After I found the marble blocks and sheets of marble dumped in the woods, I remember talking to the people that I work with. I asked them what they thought. I found marble in the woods. Isn't that valuable? I mean it's marble - that sounds valuable. Even then, the idea of being a "Marble Sculptor" struck me. I had never met a marble sculptor, but that was not going to stop me from becoming one. I liked the idea of having an "outsider" relationship to art. I didn't think I could actually fail.
The place where I worked at the time was in the Operating Rooms at Johns Hopkins hospital. I remember going to work and asking the doctors, nurses and other staff in the O.R's what they thought. "I found a bunch of marble in the woods", I would tell them. What do you think I should make?

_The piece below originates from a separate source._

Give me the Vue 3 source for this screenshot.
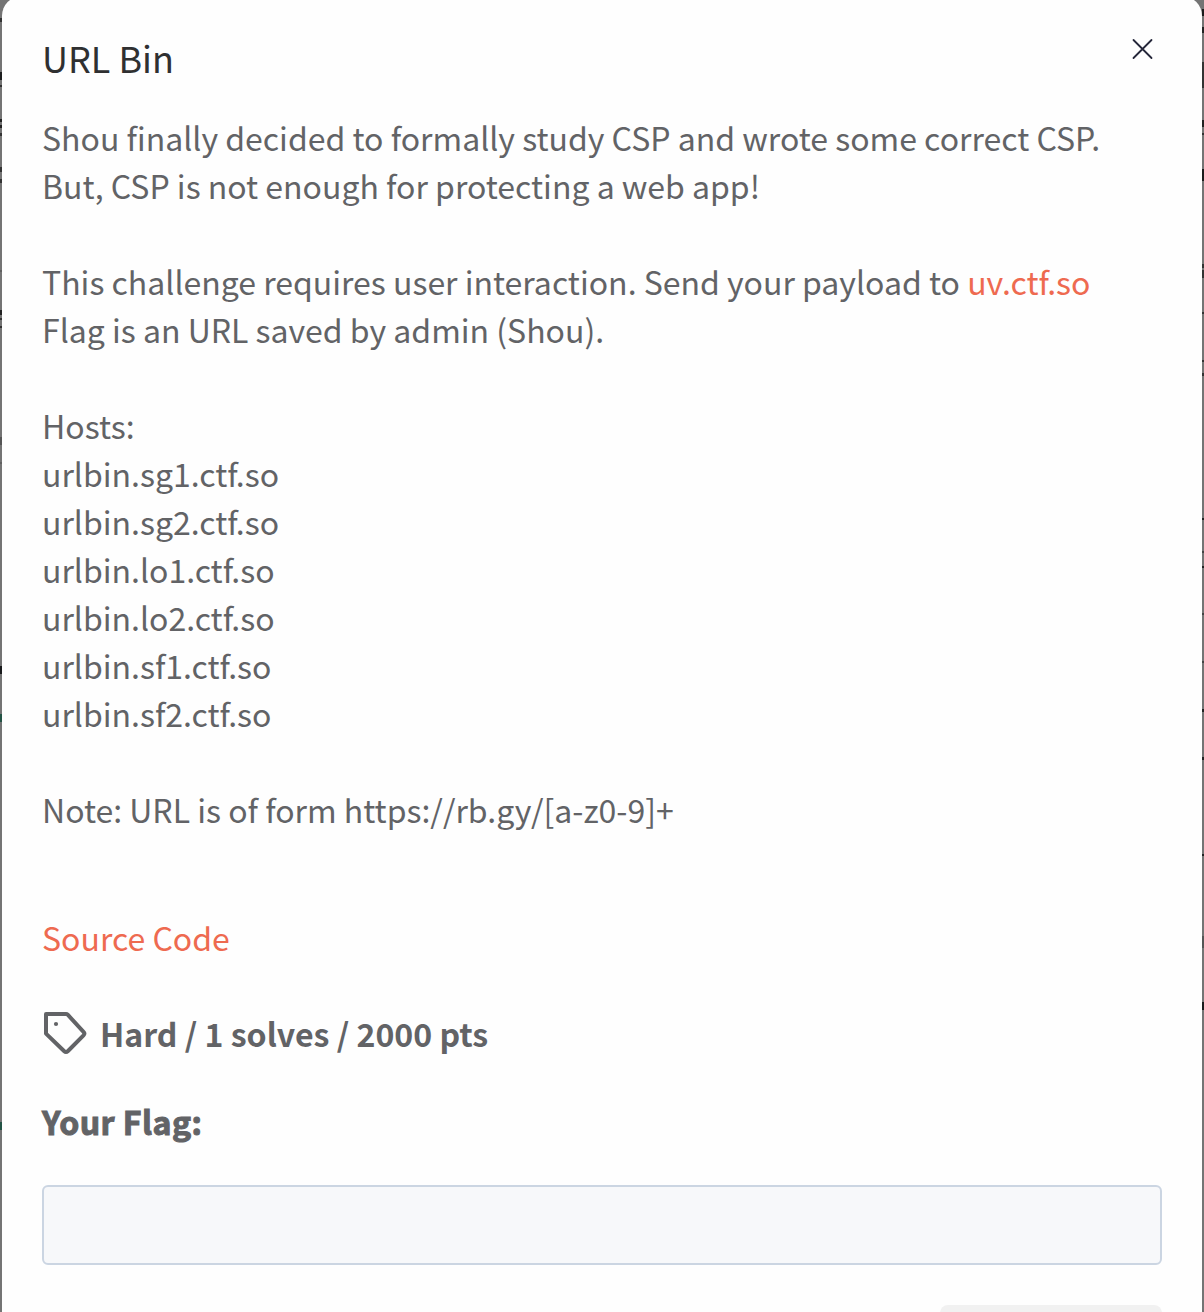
<script setup>
const description = [
  [{ text: 'Shou finally decided to formally study CSP and wrote some correct CSP.' }],
  [{ text: 'But, CSP is not enough for protecting a web app!' }],
  [],
  [{ text: 'This challenge requires user interaction. Send your payload to ' }, { text: 'uv.ctf.so', link: true }],
  [{ text: 'Flag is an URL saved by admin (Shou).' }],
  [],
  [{ text: 'Hosts:' }],
  [{ text: 'urlbin.sg1.ctf.so' }],
  [{ text: 'urlbin.sg2.ctf.so' }],
  [{ text: 'urlbin.lo1.ctf.so' }],
  [{ text: 'urlbin.lo2.ctf.so' }],
  [{ text: 'urlbin.sf1.ctf.so' }],
  [{ text: 'urlbin.sf2.ctf.so' }],
  [],
  [{ text: 'Note: URL is of form https://rb.gy/[a-z0-9]+' }],
]

// Slivers of the dimmed page visible on both sides of the dialog: [top, height, colour]
const leftMarks = [
  [18, 4, '#333'], [72, 8, '#1c1d1e'], [85, 2, '#333'], [119, 3, '#222'], [125, 3, '#222'],
  [133, 3, '#333'], [167, 5, '#333'], [179, 4, '#333'], [270, 2, '#606060'], [310, 5, '#222'],
  [318, 2, '#333'], [326, 2, '#333'], [437, 8, '#555'], [462, 2, '#606060'],
  [666, 8, '#18191b'], [714, 8, '#235345'], [1122, 8, '#235345'],
]
const rightMarks = [
  [9, 7, '#1c1c1c'], [27, 6, '#222'], [62, 26, '#333'], [120, 7, '#222'], [133, 2, '#333'],
  [169, 12, '#1c1c1c'], [264, 4, '#333'], [270, 8, '#333'], [312, 2, '#333'], [360, 2, '#333'],
  [373, 3, '#333'], [518, 2, '#222'], [551, 2, '#444'], [566, 2, '#222'], [613, 2, '#444'],
  [661, 2, '#444'], [709, 3, '#222'], [757, 3, '#222'], [854, 2, '#222'], [936, 12, '#555'],
  [1002, 8, '#1a1b1d'],
]
const markStyle = ([top, height, color]) => ({ top: top + 'px', height: height + 'px', background: color })
</script>

<template>
  <div class="backdrop">
    <i v-for="m in leftMarks" :key="'l' + m[0]" class="mark left" :style="markStyle(m)"></i>
    <i v-for="m in rightMarks" :key="'r' + m[0]" class="mark right" :style="markStyle(m)"></i>
    <section class="dialog">
      <header class="head">
        <h1>URL Bin</h1>
        <button class="close" aria-label="Close">
          <svg width="22" height="22" viewBox="0 0 22 22" fill="none" stroke="#25273a" stroke-width="1.8" stroke-linecap="round">
            <path d="M1.5 2 19.5 20M19.5 2 1.5 20" />
          </svg>
        </button>
      </header>
      <div class="description">
        <p v-for="(line, i) in description" :key="i">
          <template v-for="part in line" :key="part.text"><a v-if="part.link">{{ part.text }}</a><span v-else>{{ part.text }}</span></template>
        </p>
      </div>
      <p class="source"><a>Source Code</a></p>
      <div class="meta">
        <svg width="44" height="44" viewBox="0 0 44 44" fill="none" stroke="#626366" stroke-width="4" stroke-linejoin="round">
          <path d="M2 2H22Q23 2 23.7 2.7L39.5 19.8Q41.2 21.6 39.5 23.4L24 39Q22 40.8 20 39L2 21.6Z" />
          <circle cx="12" cy="12" r="2.1" fill="#626366" stroke="none" />
        </svg>
        <span>Hard / 1 solves / 2000 pts</span>
      </div>
      <label class="flag-label" for="flag">Your Flag:</label>
      <input id="flag" class="flag" type="text" />
      <div class="actions"><button class="submit" aria-label="Submit"></button></div>
    </section>
  </div>
</template>

<style>
html, body { margin: 0; overflow: hidden; }
</style>

<style scoped>
.backdrop {
  position: relative;
  box-sizing: border-box;
  height: 1312px;
  padding: 0 2px;
  overflow: hidden;
  background: #747474;
  font-family: "Noto Sans CJK SC", "Noto Sans", sans-serif;
  color: #626366;
}
.mark { position: absolute; width: 2px; }
.left { left: 0; }
.right { right: 0; }
.dialog {
  position: relative;
  box-sizing: border-box;
  width: 1200px;
  height: 1400px;
  margin-top: -4px;
  padding: 37px 40px 0;
  border-radius: 20px;
  background: #fefefe;
  display: flex;
  flex-direction: column;
}
.head {
  display: flex;
  justify-content: space-between;
  align-items: flex-start;
  height: 80px;
}
h1 { margin: 0; font-size: 36px; font-weight: 400; line-height: 48px; color: #2f3031; }
.close {
  display: flex;
  margin: 5px 8px 0 0;
  padding: 0;
  border: 0;
  background: none;
}
p { margin: 0; height: 48px; }
.description, .source, .meta { font-size: 32px; line-height: 48px; white-space: pre; }
a { color: #ee6a50; }
.source { margin-top: 80px; }
.meta {
  display: flex;
  align-items: center;
  gap: 12px;
  height: 48px;
  margin-top: 48px;
  padding-left: 2px;
  font-size: 32.1px;
  font-weight: 700;
}
.meta svg { flex: none; margin-top: 2px; }
.flag-label {
  margin-top: 40px;
  font-size: 32.1px;
  font-weight: 700;
  line-height: 48px;
  letter-spacing: 0.45px;
  -webkit-text-stroke: 1px #626366;
}
.flag {
  box-sizing: border-box;
  width: 1120px;
  height: 80px;
  margin: 40px 0 0;
  border: 2px solid #cbd5e2;
  border-radius: 6px;
  background: #f7f8fa;
}
.actions { display: flex; justify-content: flex-end; margin-top: 40px; }
.submit { width: 222px; height: 80px; border: 0; border-radius: 8px; background: #f1f1f1; }
</style>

It got some interesting conversations going. Each day, there would be more questions. "How much marble is out there? " What's the biggest piece that you found, or what is the biggest piece of marble that you think you can drag out of the woods by yourself? Note: there is still more out there to be discovered where I made my original discovery.
I had already started saving neurosurgery drill bits at the time when I first found the marble. I wasn't sure what I was going to do with them. There was an attraction to them, that I would say is a "guy thing".
I was working as a Pediatric Operating Room nurse. Each day, it was my responsibility to help set up the operating room equipment, such as surgical drills. After each case was over, the drill bits had to be discarded. They were not to be re-sterilized. One example why that policy was created is "Mad Cow" or Jacob Kreutchfelds, (more on that perhaps, later). My plan was to take some of the very special "throw away after every case" drill bits used in brain surgery cases, and use them for "art".
I asked one doctor - Dr. Ben Carson, if he thought I might be able to put one of the surgery drill bits into my DREMEL drill and write my name in marble.